With reference to the case of Barclays Bank limited vs quit close investment, the R limited company sought a loan from a financier. The financier being Quit close investment. The company took the loan which was only meant for the customers in case the liquidation happened, and dividends paid. The company having gone into involuntary liquidation the customers had to get paid. The appellant who are the quit close company claimed the money already in the special account. Notice that this is the same dilemma facing Will and his company. The judge Lord Wilberforce, in his ruling held the decision of trust by awarding the trust to the customers of the Rolls Razor company. He established that the essence of bargain by the two company was held in the trust that both created a mutual obligation through creating a new account. The R company therefore become a trustee even before gaining its bankruptcy status. The lender of the loan therefore received the mutual benefit.

Evaluating such a plan and the judge’s ruling, it therefore makes Wills plan for his company and his customers Viable. The money must be held in trust for those who paid it, in this case the customers. For the trust condition to be met the following should be achieved; the certainty of intention. How certain is will with going on with his plans. If he is certain then trust is gained. Beneficiaries and the subject matter is also an element of gaining trust. During trust it must be stated clearly in writing that the beneficiaries of the account created are customers and not any other group of stakeholders. The subject matter is the reason why the trust must be done. For Will’s case, it is because, the company is in debts. If all this condition of trust is met, then Will’s first plan might be viable.

It is important for the new account to be named as customer true deposit account. The judge in his ruling on Re- Kayford case investment determined that the virtue of naming a new account to customer fixed account is a declaration to the effect of the trustees who should be paid after bankruptcy. The customers in Wills case are therefore responsible for the cash, deposited in the fixed and named account. Like the judge committed, this is a perfect debt case transformed to trust.

To determine viability of this plan it is important to consider the Twinsectra limited vs Mr. Yardley. In this case Mr. Yardley was sued for using money meant for investment to pay off some debts. The debt was worth 357,720 euros. The suing part argued that the Mr. Yardley had broken trust by since they argued the money was bound by trust. In the judgement, Lord Hoffman considered a purely subjective test. He held that for a person to be held responsible for breach of trust they must be aware by their own dishonest standards about the mistrust. The same must apply to other honest individual to the same case. Based on this reasoning the Judge held that Yardley was innocent.

By this judgement it is logical to conclude that the action by Will is viable.
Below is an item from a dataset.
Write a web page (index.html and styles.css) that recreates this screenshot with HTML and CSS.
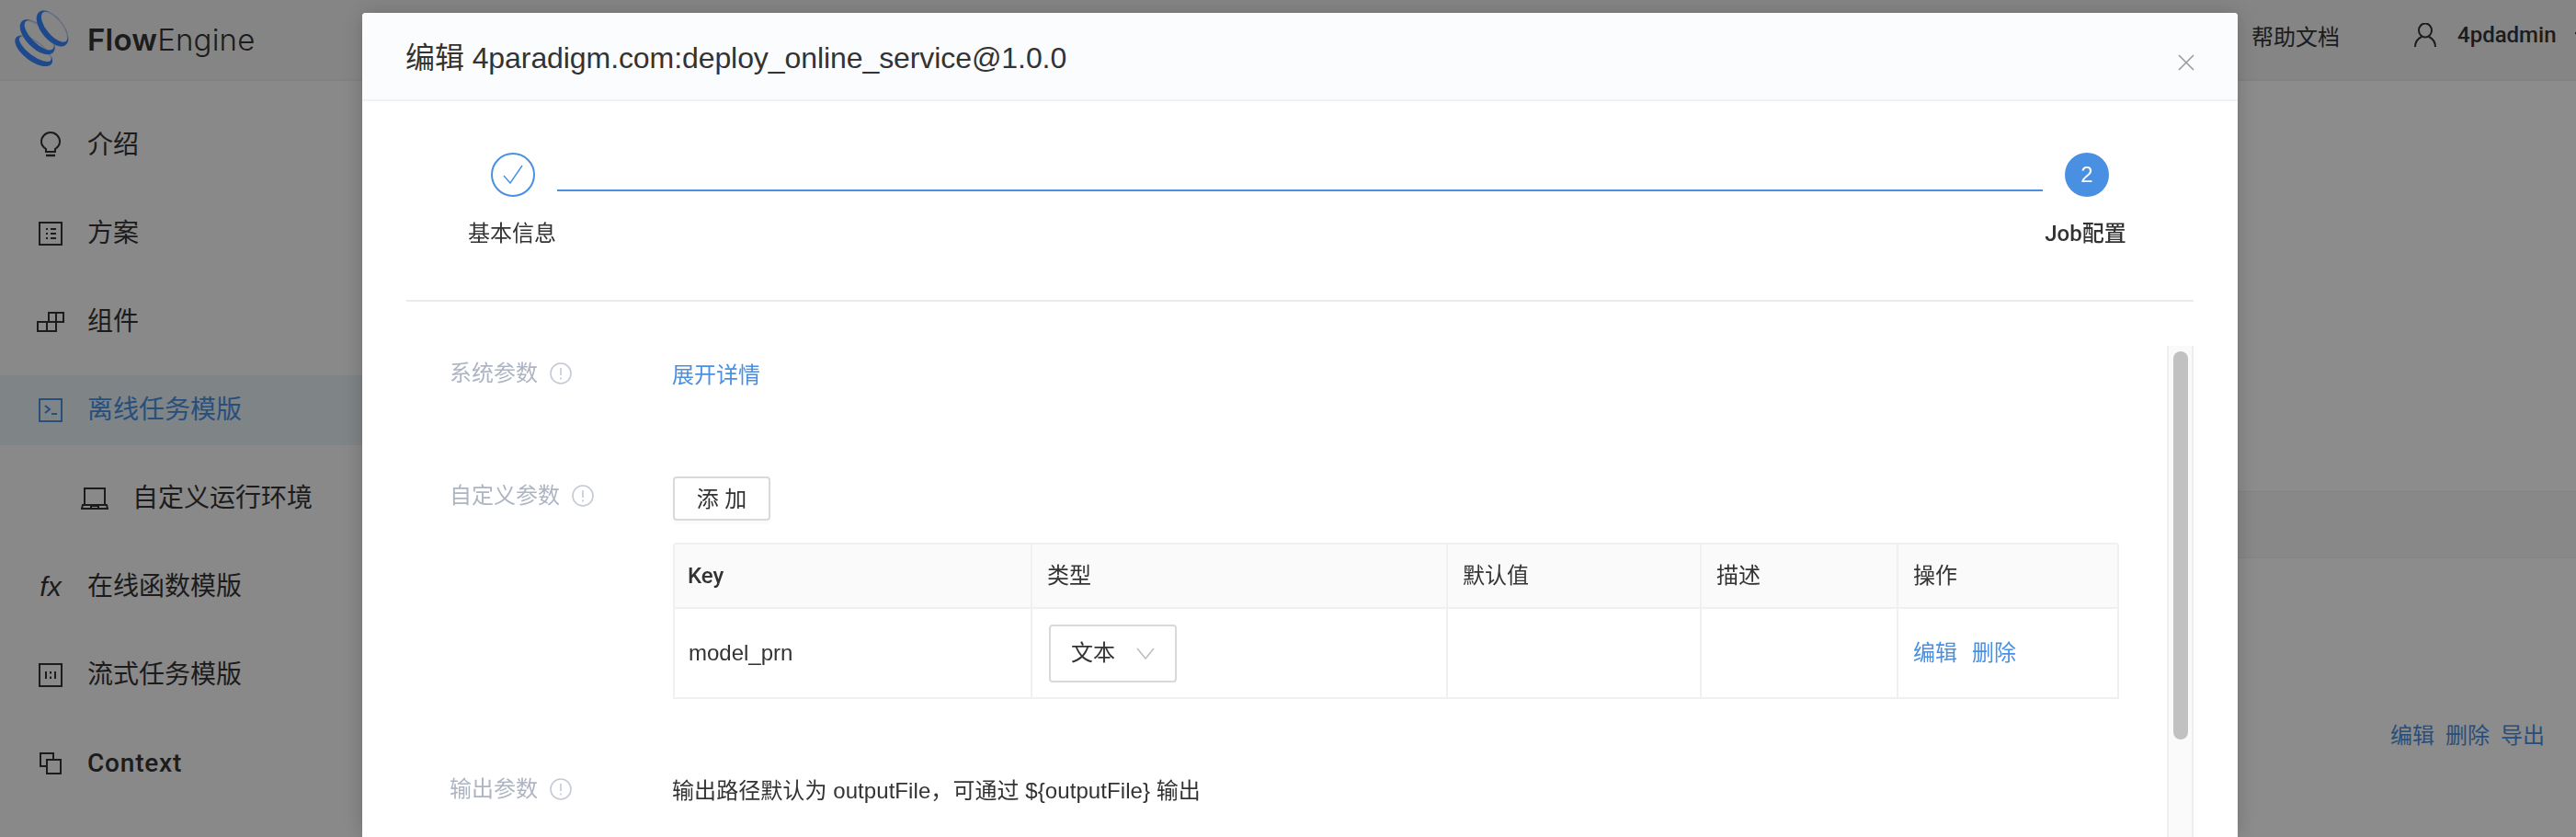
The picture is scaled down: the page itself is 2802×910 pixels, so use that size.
FILE: index.html
```html
<!DOCTYPE html>
<html>
<head>
  <title>FlowEngine</title>
  <link rel="stylesheet" href="styles.css">
</head>
<body>
  <header class="topbar">
    <div class="logo">
      <svg class="logo-mark" width="60" height="64" viewBox="0 0 60 64">
        <g transform="translate(20.7 44.3) rotate(36.5)">
          <ellipse rx="23" ry="10" fill="none" stroke="#c4cfe4" stroke-width="1.5"/>
          <path fill="#3886ff" fill-rule="evenodd" d="M-24 0 a24 11 0 1 0 48 0 a24 11 0 1 0 -48 0 Z M-21 -3 a21 8 0 1 0 42 0 a21 8 0 1 0 -42 0 Z"/>
        </g>
        <g transform="translate(24.7 29.3) rotate(45)">
          <ellipse rx="23" ry="11" fill="none" stroke="#c4cfe4" stroke-width="1.5"/>
          <path fill="#3886ff" fill-rule="evenodd" d="M-24 0 a24 12 0 1 0 48 0 a24 12 0 1 0 -48 0 Z M-21 -3 a21 9 0 1 0 42 0 a21 9 0 1 0 -42 0 Z"/>
        </g>
        <g transform="translate(41 20) rotate(51)">
          <ellipse rx="22.5" ry="11.5" fill="none" stroke="#c4cfe4" stroke-width="1.5"/>
          <path fill="#3886ff" fill-rule="evenodd" d="M-23 0 a23 12 0 1 0 46 0 a23 12 0 1 0 -46 0 Z M-20 -3 a20 9 0 1 0 40 0 a20 9 0 1 0 -40 0 Z"/>
        </g>
      </svg>
      <span class="logo-text"><b>Flow</b>Engine</span>
    </div>
    <div class="top-links">
      <span class="help-link">帮助文档</span>
      <svg class="user-icon" width="26" height="26" viewBox="0 0 26 26" fill="none" stroke="#333" stroke-width="2">
        <ellipse cx="13" cy="8" rx="7" ry="7.5"/>
        <path d="M2 26 C2 20 5 17 9 15 M24 26 C24 20 21 17 17 15"/>
      </svg>
      <span class="user-name">4pdadmin</span>
      <svg class="user-caret" width="1" height="6" viewBox="0 0 1 6" fill="none" stroke="#333" stroke-width="1.6">
        <path d="M0 0 L1 2"/>
      </svg>
    </div>
  </header>

  <div class="layout">
    <nav class="sidebar">
      <div class="nav-item">
        <span class="nav-icon">
          <svg width="28" height="30" viewBox="0 0 28 30" fill="none" stroke="#333" stroke-width="2">
            <path d="M9 22 V19 C6 17 4 14 4 11 A10 10 0 0 1 24 11 C24 14 22 17 19 19 V22 Z"/>
            <path d="M9 26 H19" stroke-width="2.4"/>
          </svg>
        </span>
        <span>介绍</span>
      </div>
      <div class="nav-item">
        <span class="nav-icon">
          <svg width="28" height="28" viewBox="0 0 28 28" fill="none" stroke="#333" stroke-width="2">
            <rect x="2" y="2" width="24" height="24"/>
            <path d="M9 9 H11 M14 9 H20 M9 14 H11 M14 14 H20 M9 19 H11 M14 19 H20"/>
          </svg>
        </span>
        <span>方案</span>
      </div>
      <div class="nav-item">
        <span class="nav-icon">
          <svg width="30" height="24" viewBox="0 0 30 24" fill="none" stroke="#333" stroke-width="2">
            <path d="M1 12 H21 V22 H1 Z M11 12 V22"/>
            <path d="M13 12 V2 H29 V12 H21 M21 2 V12"/>
          </svg>
        </span>
        <span>组件</span>
      </div>
      <div class="nav-item is-active">
        <span class="nav-icon">
          <svg width="28" height="28" viewBox="0 0 28 28" fill="none" stroke="#4a90e2" stroke-width="2">
            <rect x="2" y="2" width="24" height="24"/>
            <path d="M8 9 L13 13 L8 17 M15 18 H21"/>
          </svg>
        </span>
        <span>离线任务模版</span>
      </div>
      <div class="nav-item nav-sub">
        <span class="nav-icon">
          <svg width="30" height="26" viewBox="0 0 30 26" fill="none" stroke="#333" stroke-width="2">
            <path d="M4 20 V2 H26 V20"/>
            <path d="M1 24 L2 20 H28 L29 24 Z M11 24 V21 H19 V24"/>
          </svg>
        </span>
        <span>自定义运行环境</span>
      </div>
      <div class="nav-item">
        <span class="nav-icon nav-fx">fx</span>
        <span>在线函数模版</span>
      </div>
      <div class="nav-item">
        <span class="nav-icon">
          <svg width="28" height="28" viewBox="0 0 28 28" fill="none" stroke="#333" stroke-width="2">
            <rect x="2" y="2" width="24" height="24"/>
            <path d="M9 10 V18 M19 10 V18 M14 10 V12.5 M14 15.5 V18"/>
          </svg>
        </span>
        <span>流式任务模版</span>
      </div>
      <div class="nav-item nav-latin">
        <span class="nav-icon">
          <svg width="26" height="26" viewBox="0 0 26 26" fill="none" stroke="#333" stroke-width="2">
            <path d="M16 9 V2 H2 V16 H9"/>
            <rect x="9" y="9" width="15" height="15"/>
          </svg>
        </span>
        <span>Context</span>
      </div>
    </nav>

    <main class="content">
      <div class="list-head"></div>
      <div class="list-row">
        <a>编辑</a>
        <a>删除</a>
        <a>导出</a>
      </div>
    </main>
  </div>

  <div class="mask"></div>

  <div class="modal">
    <div class="modal-header">
      <span class="modal-title">编辑 4paradigm.com:deploy_online_service@1.0.0</span>
      <svg class="modal-close" width="18" height="18" viewBox="0 0 18 18" fill="none" stroke="#999" stroke-width="1.6">
        <path d="M1 1 L17 17 M17 1 L1 17"/>
      </svg>
    </div>

    <div class="modal-body">
      <div class="steps">
        <div class="step step-first">
          <span class="step-circle step-done">
            <svg width="26" height="26" viewBox="0 0 26 26" fill="none" stroke="#4a90e2" stroke-width="1.4">
              <path d="M3 14 L10 22 L23 3"/>
            </svg>
          </span>
          <span class="step-label">基本信息</span>
        </div>
        <div class="step-line"></div>
        <div class="step step-last">
          <span class="step-circle step-current">2</span>
          <span class="step-label step-label-current">Job配置</span>
        </div>
      </div>

      <div class="form-area">
        <div class="form">
          <div class="form-row row-system">
            <div class="form-label">
              系统参数
              <svg class="info-icon" width="24" height="24" viewBox="0 0 24 24" fill="none" stroke="#c3c9d5" stroke-width="1.6">
                <circle cx="12" cy="12" r="11"/>
                <path d="M12 6 V14 M12 16.5 V18.5"/>
              </svg>
            </div>
            <a class="link">展开详情</a>
          </div>

          <div class="form-row row-custom">
            <div class="form-label label-tall">
              自定义参数
              <svg class="info-icon" width="24" height="24" viewBox="0 0 24 24" fill="none" stroke="#c3c9d5" stroke-width="1.6">
                <circle cx="12" cy="12" r="11"/>
                <path d="M12 6 V14 M12 16.5 V18.5"/>
              </svg>
            </div>
            <div class="form-field">
              <button class="add-button">添 加</button>
              <table class="param-table">
                <thead>
                  <tr>
                    <th class="col-key">Key</th>
                    <th class="col-type">类型</th>
                    <th class="col-default">默认值</th>
                    <th class="col-desc">描述</th>
                    <th>操作</th>
                  </tr>
                </thead>
                <tbody>
                  <tr>
                    <td class="cell-name">model_prn</td>
                    <td>
                      <div class="select">
                        <span>文本</span>
                        <svg width="20" height="13" viewBox="0 0 20 13" fill="none" stroke="#bfbfbf" stroke-width="1.6">
                          <path d="M1 1 L10 12 L19 1"/>
                        </svg>
                      </div>
                    </td>
                    <td></td>
                    <td></td>
                    <td><a class="link">编辑</a><a class="link link-next">删除</a></td>
                  </tr>
                </tbody>
              </table>
            </div>
          </div>

          <div class="form-row">
            <div class="form-label">
              输出参数
              <svg class="info-icon" width="24" height="24" viewBox="0 0 24 24" fill="none" stroke="#c3c9d5" stroke-width="1.6">
                <circle cx="12" cy="12" r="11"/>
                <path d="M12 6 V14 M12 16.5 V18.5"/>
              </svg>
            </div>
            <span class="form-text">输出路径默认为 outputFile，可通过 ${outputFile} 输出</span>
          </div>
        </div>

        <div class="scroll-track">
          <div class="scroll-thumb"></div>
        </div>
      </div>
    </div>
  </div>
</body>
</html>
```

FILE: styles.css
```css
* {
  box-sizing: border-box;
}

html, body {
  height: 100%;
}

body {
  margin: 0;
  overflow: hidden;
  background-color: #fff;
  color: #333;
  font-family: "Liberation Sans", "Noto Sans CJK SC", sans-serif;
  font-size: 24px;
}

/* page under the mask */
.topbar {
  display: flex;
  justify-content: space-between;
  align-items: center;
  height: 88px;
  padding-left: 16px;
  background-color: #f3f3f3;
  border-bottom: 2px solid #ececec;
}

.logo {
  display: flex;
  align-items: center;
}

.logo-text {
  margin-left: 19px;
  font-family: Inter, sans-serif;
  font-size: 33px;
  font-weight: 300;
  letter-spacing: 0.2px;
}

.logo-text b {
  font-weight: 600;
}

.top-links {
  display: flex;
  align-items: center;
  padding-bottom: 10px;
}

.help-link {
  margin-right: 80px;
}

.user-icon {
  margin-right: 22px;
}

.user-name {
  width: 128px;
  font-family: Roboto, sans-serif;
  font-weight: 500;
}

.layout {
  display: flex;
}

.sidebar {
  flex: none;
  width: 400px;
  height: 822px;
  padding-top: 32px;
  background-color: #f9f9f9;
}

.nav-item {
  display: flex;
  align-items: center;
  height: 76px;
  margin-bottom: 20px;
  padding-left: 40px;
  font-size: 28px;
  line-height: 40px;
}

.nav-icon {
  display: flex;
  justify-content: center;
  flex: none;
  width: 30px;
  margin-right: 25px;
}

.nav-sub {
  padding-left: 88px;
}

.nav-sub .nav-icon {
  margin-right: 26px;
}

.nav-fx {
  font-style: italic;
  font-size: 30px;
}

.nav-latin {
  font-family: Roboto, sans-serif;
  font-weight: 500;
  letter-spacing: 0.8px;
}

.is-active {
  background-color: #e7f0f6;
  color: #4a90e2;
}

.content {
  flex: 1;
  padding-top: 446px;
}

.list-head {
  height: 73px;
  background-color: #f7f7f7;
  border-top: 1px solid #f0f0f0;
  border-bottom: 1px solid #f0f0f0;
}

.list-row {
  display: flex;
  justify-content: flex-end;
  gap: 12px;
  padding: 175px 34px 0 0;
  color: #4a90e2;
  line-height: 36px;
}

/* overlay */
.mask {
  position: fixed;
  top: 0;
  right: 0;
  bottom: 0;
  left: 0;
  background-color: rgba(0, 0, 0, 0.45);
}

.modal {
  position: fixed;
  top: 14px;
  bottom: 0;
  left: 394px;
  width: 2040px;
  overflow: hidden;
  background-color: #fff;
  border-radius: 4px 4px 0 0;
  box-shadow: 0 0 24px rgba(0, 0, 0, 0.2);
}

.modal-header {
  display: flex;
  justify-content: space-between;
  height: 96px;
  padding: 0 47px 0 47px;
  background-color: #fbfcfd;
  border-bottom: 2px solid #f1f1f1;
}

.modal-title {
  font-size: 32px;
  line-height: 98px;
  letter-spacing: -0.08px;
}

.modal-close {
  margin-top: 45px;
}

.modal-body {
  padding: 0 48px;
}

.steps {
  display: flex;
  padding: 56px 73px 56px 67px;
  border-bottom: 2px solid #e8eaed;
}

.step {
  display: flex;
  flex-direction: column;
  align-items: center;
  flex: none;
}

.step-first {
  width: 96px;
}

.step-last {
  width: 89px;
}

.step-circle {
  display: flex;
  justify-content: center;
  align-items: center;
  width: 48px;
  height: 48px;
  border-radius: 50%;
  margin-left: 3px;
}

.step-done {
  margin-left: 1px;
  border: 2px solid #4a90e2;
}

.step-current {
  background-color: #4a90e2;
  color: #fff;
}

.step-label {
  margin-top: 24px;
  line-height: 32px;
  white-space: nowrap;
}

.step-label-current {
  font-family: Roboto, "Noto Sans CJK SC", sans-serif;
  font-weight: 500;
}

.step-line {
  flex: 1;
  height: 2px;
  margin: 40px 2px 0 1px;
  background-color: #4a90e2;
}

.form-area {
  display: flex;
  margin-top: 48px;
}

.form {
  flex: 1;
  padding: 16px 52px 0 47px;
}

.form-row {
  display: flex;
  line-height: 32px;
}

.row-system {
  margin-bottom: 94px;
}

.row-custom {
  margin-bottom: 84px;
}

.form-label {
  display: flex;
  align-items: flex-start;
  flex: none;
  width: 242px;
  margin-top: -2px;
  color: #adb4c2;
}

.label-tall {
  margin-top: 0;
  line-height: 42px;
}

.info-icon {
  margin: 4px 0 0 13px;
}

.label-tall .info-icon {
  margin-top: 9px;
}

.link {
  color: #4a90e2;
}

.link-next {
  margin-left: 16px;
}

.form-text {
  letter-spacing: 0.07px;
}

.form-field {
  flex: 1;
  margin-left: 1px;
}

.add-button {
  display: block;
  width: 106px;
  height: 48px;
  margin-bottom: 24px;
  padding: 0 0 3px;
  background-color: #fff;
  border: 2px solid #d9d9d9;
  border-radius: 4px;
  box-shadow: 0 4px 0 rgba(0, 0, 0, 0.015);
  color: #333;
  font-family: inherit;
  font-size: 24px;
}

.param-table {
  width: 100%;
  table-layout: fixed;
  border-collapse: separate;
  border-spacing: 0;
  border-top: 2px solid #f0f0f0;
  border-left: 2px solid #f0f0f0;
  border-radius: 4px 4px 0 0;
}

.param-table th,
.param-table td {
  padding: 0 16px;
  border-right: 2px solid #f0f0f0;
  border-bottom: 2px solid #f0f0f0;
  text-align: left;
}

.param-table th {
  height: 70px;
  background-color: #fafafa;
  font-weight: normal;
}

.param-table td {
  height: 98px;
}

.param-table .col-key {
  width: 389px;
  padding-left: 14px;
  font-family: Roboto, sans-serif;
  font-weight: 500;
}

.param-table .cell-name {
  padding-left: 15px;
}

.col-type {
  width: 452px;
}

.col-default {
  width: 276px;
}

.col-desc {
  width: 214px;
}

.select {
  display: flex;
  justify-content: space-between;
  align-items: center;
  width: 139px;
  height: 63px;
  margin-left: 2px;
  padding: 0 22px;
  border: 2px solid #d9d9d9;
  border-radius: 4px;
}

.scroll-track {
  flex: none;
  width: 29px;
  height: 600px;
  padding: 6px 0 0 5px;
  background-color: #fafafa;
  border-right: 2px solid #eee;
  border-left: 2px solid #eee;
}

.scroll-thumb {
  width: 16px;
  height: 422px;
  background-color: #c1c1c1;
  border-radius: 8px;
}
```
Taking Will as the creditor be awarding money from his general asset to the debtor, the Doors limited, he becomes an insolvent. His money is therefore refundable with or without achieving the purpose for which it was awarded. If it doesn’t achieve, in this case doesn’t pay the shareholders then trust is not achieved. When trust is not achieved, the resulting trust is in the favor of the creditor who originally gave the amount. In this case the subject is Will, who gives the Door limited 400000. The door limited therefore holds the amount as a trustee. With this explanation, Will’s second plan is viable.

In the same case of Juliet Bellis and co vs Challinor and others Lord Millet had a different judgement opinion. In his judgement Lord Millet had the opinion of trust mirrored in three different approaches. The lender, the borrower, the purpose and no one, in the sense that the beneficiary remains in suspense. The beneficial interest is reviewed if the purpose of the trust is not achieved. In the English law therefore, the interest or the remaining amount doesn’t go back to the lender. However, Millet characterized that the interest must go back to the lender, until the purpose for which it is meant is fulfilled on the resulting trust. With the reasoning of Lord Millet, the plan of Will is extremely Viable. However, the implication of trust, requires that if the money fails and doesn’t become the pay of dividends, it becomes a property of Doors Limited. This is according to specific trust; this way the money cannot be deposited to Will’s personal account but to the company’s account. At this point the plan no longer becomes Viable for Will.

The implications of this case will be drawn from the case of Paul vs Constance 1977. Ms. Paul and Mr. Constance shared an account that was only labeled to the name of Mr. Constance. Later with the death of Mr. Constance, Mrs. Constance claimed the account was hers and needed her share of the amount. They both, Ms. and Mrs. Paul appeared each claiming to own the account.

The judge in his ruling awarded Ms. Paul the right full account owner. His decision was based on the following considerations. Using declaratives in more than one occasion clearly convey a declared message that the fund is his, the deceased as much as it is for the one he is speaking to. The exact words used were, “this money is as much yours as it is mine”. It is the exact same statement that Will use during his meeting with Steve. Will might have acted unaware of the subtleties of equity.  

However, he acted in terms of the domestic relationship and situation that he shared with Steve. Bearing in mind that Will claims that Steve is a mentor to him and the judgement ruling in Adams vs Kensington Vestry is even more proof. The belief that Steve will do right to the disposal of the same, the words that he used present a clear declaration that the assets and funds that are owned by him, they can share equally. “my wealth is your wealth too.” Such a declaration is a justification of trust between the two parties and that Steve can inherit all the wealth that Will has.

However, the last part of the judgement to the Bieber vs Teather Limited case gives Will a simple advantage but, in the end, it might not work, the high court considered that the binding settlement was reached and the teathers paid the same settlement sum of money. The judge declares that for one to become a trustee of an account must do something that is equivalent to that account and at that point is when an agreement is binded. There must be deposits and withdrawals which Steve hasn’t done in any of the accounts but since Will has given Steve all the account cards and information Steve is at will to do the same.